[Dataset entries]
>> BEGIN
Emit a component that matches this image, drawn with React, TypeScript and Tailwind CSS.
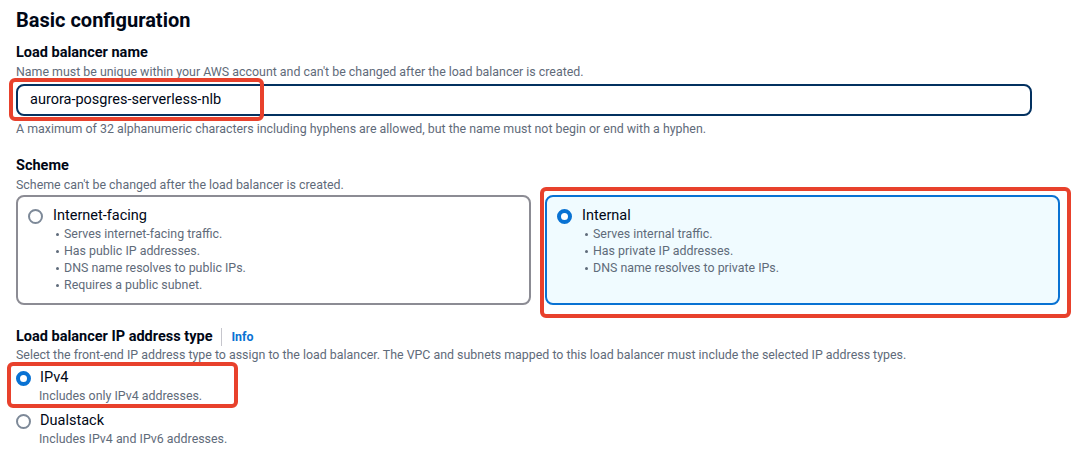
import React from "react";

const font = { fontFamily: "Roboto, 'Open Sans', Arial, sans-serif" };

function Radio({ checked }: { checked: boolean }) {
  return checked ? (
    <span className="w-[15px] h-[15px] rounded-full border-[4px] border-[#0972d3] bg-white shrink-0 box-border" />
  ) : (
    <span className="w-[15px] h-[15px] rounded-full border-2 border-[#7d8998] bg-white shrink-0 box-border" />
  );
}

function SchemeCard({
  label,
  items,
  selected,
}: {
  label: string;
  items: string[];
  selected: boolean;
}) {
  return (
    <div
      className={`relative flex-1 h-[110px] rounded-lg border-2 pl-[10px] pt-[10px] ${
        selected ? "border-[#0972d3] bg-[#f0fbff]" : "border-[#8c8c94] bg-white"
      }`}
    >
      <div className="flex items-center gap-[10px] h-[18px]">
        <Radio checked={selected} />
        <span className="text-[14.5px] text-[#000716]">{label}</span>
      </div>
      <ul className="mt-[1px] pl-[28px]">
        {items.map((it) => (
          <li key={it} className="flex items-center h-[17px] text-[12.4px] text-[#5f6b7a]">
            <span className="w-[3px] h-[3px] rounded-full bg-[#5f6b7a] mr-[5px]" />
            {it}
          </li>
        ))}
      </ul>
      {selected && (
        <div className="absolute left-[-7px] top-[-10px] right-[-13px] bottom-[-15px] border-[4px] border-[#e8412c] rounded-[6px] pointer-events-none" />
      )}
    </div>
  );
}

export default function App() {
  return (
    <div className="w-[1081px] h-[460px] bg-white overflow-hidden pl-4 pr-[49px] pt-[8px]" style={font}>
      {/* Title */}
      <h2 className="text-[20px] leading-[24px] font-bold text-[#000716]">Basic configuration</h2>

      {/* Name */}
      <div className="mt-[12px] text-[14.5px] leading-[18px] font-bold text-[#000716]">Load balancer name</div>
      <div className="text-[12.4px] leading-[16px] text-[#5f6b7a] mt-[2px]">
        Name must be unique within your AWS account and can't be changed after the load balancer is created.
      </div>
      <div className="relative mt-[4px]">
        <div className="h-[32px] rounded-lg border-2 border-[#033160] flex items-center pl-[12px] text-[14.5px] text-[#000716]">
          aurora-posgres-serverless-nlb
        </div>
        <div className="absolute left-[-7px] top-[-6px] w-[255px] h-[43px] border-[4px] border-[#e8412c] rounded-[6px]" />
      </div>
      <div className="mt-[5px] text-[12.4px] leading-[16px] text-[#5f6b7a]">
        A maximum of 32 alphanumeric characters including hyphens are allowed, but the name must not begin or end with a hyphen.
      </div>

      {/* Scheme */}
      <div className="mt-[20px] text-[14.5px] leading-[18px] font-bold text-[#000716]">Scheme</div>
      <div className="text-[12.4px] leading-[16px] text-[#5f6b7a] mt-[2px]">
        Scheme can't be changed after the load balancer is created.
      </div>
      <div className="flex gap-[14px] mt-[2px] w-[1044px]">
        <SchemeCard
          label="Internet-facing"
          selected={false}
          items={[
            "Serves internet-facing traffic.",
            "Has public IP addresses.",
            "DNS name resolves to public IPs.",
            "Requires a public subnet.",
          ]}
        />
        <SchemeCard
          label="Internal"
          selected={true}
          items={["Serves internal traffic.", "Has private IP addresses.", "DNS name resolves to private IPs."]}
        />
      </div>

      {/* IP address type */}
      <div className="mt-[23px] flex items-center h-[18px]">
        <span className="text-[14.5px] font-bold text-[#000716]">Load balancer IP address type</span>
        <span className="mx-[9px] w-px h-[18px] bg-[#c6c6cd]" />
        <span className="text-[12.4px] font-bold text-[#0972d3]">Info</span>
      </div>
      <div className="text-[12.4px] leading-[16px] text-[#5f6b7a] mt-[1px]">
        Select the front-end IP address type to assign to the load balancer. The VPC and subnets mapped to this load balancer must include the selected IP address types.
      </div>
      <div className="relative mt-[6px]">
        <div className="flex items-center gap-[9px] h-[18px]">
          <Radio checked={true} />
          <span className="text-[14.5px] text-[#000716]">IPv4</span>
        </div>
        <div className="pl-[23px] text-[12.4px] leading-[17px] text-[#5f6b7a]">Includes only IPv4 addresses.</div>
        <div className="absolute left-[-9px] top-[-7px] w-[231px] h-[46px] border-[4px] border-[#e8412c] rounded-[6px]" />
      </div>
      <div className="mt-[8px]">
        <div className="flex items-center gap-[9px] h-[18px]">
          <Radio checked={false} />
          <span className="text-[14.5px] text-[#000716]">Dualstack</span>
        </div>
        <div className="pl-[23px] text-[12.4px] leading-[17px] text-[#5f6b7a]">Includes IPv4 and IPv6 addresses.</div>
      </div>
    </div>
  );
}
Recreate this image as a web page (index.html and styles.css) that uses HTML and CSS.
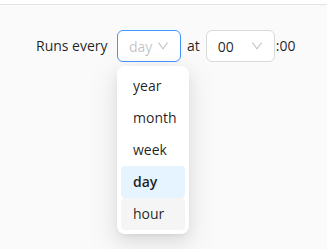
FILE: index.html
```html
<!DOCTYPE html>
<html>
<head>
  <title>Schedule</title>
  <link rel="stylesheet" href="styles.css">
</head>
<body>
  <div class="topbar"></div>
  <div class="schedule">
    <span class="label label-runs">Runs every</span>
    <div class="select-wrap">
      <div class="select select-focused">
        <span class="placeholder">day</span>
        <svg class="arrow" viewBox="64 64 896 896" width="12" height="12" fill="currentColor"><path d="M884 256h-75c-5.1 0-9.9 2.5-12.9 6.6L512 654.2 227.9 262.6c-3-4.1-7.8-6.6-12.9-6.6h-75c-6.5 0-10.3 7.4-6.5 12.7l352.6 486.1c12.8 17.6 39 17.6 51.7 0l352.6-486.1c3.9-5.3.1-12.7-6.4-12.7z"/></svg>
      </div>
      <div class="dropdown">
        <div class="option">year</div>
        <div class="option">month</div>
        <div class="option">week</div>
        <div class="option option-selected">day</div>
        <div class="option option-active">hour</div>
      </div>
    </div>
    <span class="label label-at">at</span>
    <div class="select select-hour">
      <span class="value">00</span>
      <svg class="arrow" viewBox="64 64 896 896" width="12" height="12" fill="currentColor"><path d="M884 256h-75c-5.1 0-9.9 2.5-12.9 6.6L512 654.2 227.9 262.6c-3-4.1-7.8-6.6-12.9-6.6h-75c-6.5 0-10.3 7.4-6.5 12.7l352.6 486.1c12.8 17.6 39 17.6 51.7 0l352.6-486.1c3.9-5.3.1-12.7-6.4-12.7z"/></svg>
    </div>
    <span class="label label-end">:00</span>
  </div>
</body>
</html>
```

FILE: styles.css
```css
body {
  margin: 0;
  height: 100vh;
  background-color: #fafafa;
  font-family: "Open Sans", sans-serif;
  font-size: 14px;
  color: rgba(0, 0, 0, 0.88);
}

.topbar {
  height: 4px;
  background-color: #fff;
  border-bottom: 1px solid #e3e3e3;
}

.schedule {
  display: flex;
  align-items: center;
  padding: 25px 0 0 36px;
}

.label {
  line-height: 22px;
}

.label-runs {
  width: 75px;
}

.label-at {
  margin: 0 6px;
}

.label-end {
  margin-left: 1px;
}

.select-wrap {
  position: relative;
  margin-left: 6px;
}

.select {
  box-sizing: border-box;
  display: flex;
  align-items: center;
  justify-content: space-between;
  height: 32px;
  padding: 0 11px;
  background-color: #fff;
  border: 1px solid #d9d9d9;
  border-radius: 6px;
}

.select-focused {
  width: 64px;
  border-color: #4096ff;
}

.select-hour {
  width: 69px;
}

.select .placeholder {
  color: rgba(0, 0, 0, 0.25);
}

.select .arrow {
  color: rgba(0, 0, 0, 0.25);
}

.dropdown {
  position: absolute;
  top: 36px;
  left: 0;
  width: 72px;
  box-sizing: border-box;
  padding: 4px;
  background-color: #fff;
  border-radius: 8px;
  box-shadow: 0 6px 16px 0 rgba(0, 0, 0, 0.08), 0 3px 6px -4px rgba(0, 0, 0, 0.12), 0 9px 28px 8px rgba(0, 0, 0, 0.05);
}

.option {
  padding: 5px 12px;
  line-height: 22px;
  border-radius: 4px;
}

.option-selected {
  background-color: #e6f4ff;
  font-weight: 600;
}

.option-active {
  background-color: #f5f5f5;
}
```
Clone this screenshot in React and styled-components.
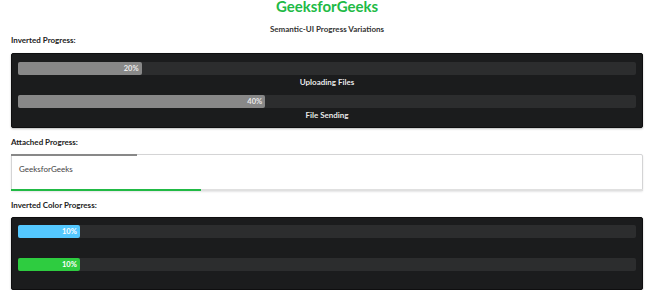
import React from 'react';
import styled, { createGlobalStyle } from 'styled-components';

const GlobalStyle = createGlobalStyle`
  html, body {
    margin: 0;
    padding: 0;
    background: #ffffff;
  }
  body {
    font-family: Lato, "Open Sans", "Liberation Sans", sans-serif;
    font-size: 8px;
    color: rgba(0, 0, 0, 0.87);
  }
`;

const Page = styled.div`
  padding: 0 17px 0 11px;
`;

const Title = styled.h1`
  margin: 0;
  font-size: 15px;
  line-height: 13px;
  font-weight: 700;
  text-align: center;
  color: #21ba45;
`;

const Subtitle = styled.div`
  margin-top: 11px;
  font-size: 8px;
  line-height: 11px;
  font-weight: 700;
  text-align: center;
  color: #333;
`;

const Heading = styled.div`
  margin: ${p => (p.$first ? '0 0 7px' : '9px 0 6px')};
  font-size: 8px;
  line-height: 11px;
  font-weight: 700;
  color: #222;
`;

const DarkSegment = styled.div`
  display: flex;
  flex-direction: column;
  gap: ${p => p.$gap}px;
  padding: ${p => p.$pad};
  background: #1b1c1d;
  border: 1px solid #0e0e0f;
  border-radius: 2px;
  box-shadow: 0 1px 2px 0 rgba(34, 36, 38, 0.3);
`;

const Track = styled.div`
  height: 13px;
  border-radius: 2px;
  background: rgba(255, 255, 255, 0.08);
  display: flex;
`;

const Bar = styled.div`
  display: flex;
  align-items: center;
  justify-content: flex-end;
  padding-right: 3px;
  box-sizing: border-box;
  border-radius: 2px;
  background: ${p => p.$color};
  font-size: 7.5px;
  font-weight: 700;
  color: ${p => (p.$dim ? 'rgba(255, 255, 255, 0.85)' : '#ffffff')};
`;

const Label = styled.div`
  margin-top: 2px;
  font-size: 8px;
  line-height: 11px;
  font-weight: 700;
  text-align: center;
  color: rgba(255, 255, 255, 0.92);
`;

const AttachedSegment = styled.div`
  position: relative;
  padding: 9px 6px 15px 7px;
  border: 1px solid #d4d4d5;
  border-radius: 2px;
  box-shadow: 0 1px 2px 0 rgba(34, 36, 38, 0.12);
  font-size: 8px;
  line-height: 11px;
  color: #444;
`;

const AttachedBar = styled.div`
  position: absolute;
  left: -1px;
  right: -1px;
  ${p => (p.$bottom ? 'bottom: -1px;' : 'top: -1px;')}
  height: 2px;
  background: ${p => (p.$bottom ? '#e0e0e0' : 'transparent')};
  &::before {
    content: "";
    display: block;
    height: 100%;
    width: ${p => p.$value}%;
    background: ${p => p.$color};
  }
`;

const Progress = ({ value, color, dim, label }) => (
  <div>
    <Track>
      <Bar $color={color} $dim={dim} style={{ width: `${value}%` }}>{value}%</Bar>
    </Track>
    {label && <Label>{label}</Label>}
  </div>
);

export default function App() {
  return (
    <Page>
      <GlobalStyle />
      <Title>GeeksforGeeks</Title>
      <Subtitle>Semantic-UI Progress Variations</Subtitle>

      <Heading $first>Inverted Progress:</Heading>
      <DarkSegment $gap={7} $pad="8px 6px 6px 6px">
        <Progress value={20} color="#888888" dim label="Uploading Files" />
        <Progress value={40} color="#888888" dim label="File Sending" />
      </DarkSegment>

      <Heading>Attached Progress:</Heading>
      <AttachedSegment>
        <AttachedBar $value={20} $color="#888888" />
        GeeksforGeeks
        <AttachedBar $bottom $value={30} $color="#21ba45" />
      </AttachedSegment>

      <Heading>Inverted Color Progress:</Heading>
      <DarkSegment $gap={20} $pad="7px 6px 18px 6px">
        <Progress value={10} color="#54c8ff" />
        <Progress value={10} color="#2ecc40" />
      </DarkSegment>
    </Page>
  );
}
>> END
STATED TASK:
Report the number of lines that contain "React", with no other words.

EXPECTED ANSWER:
4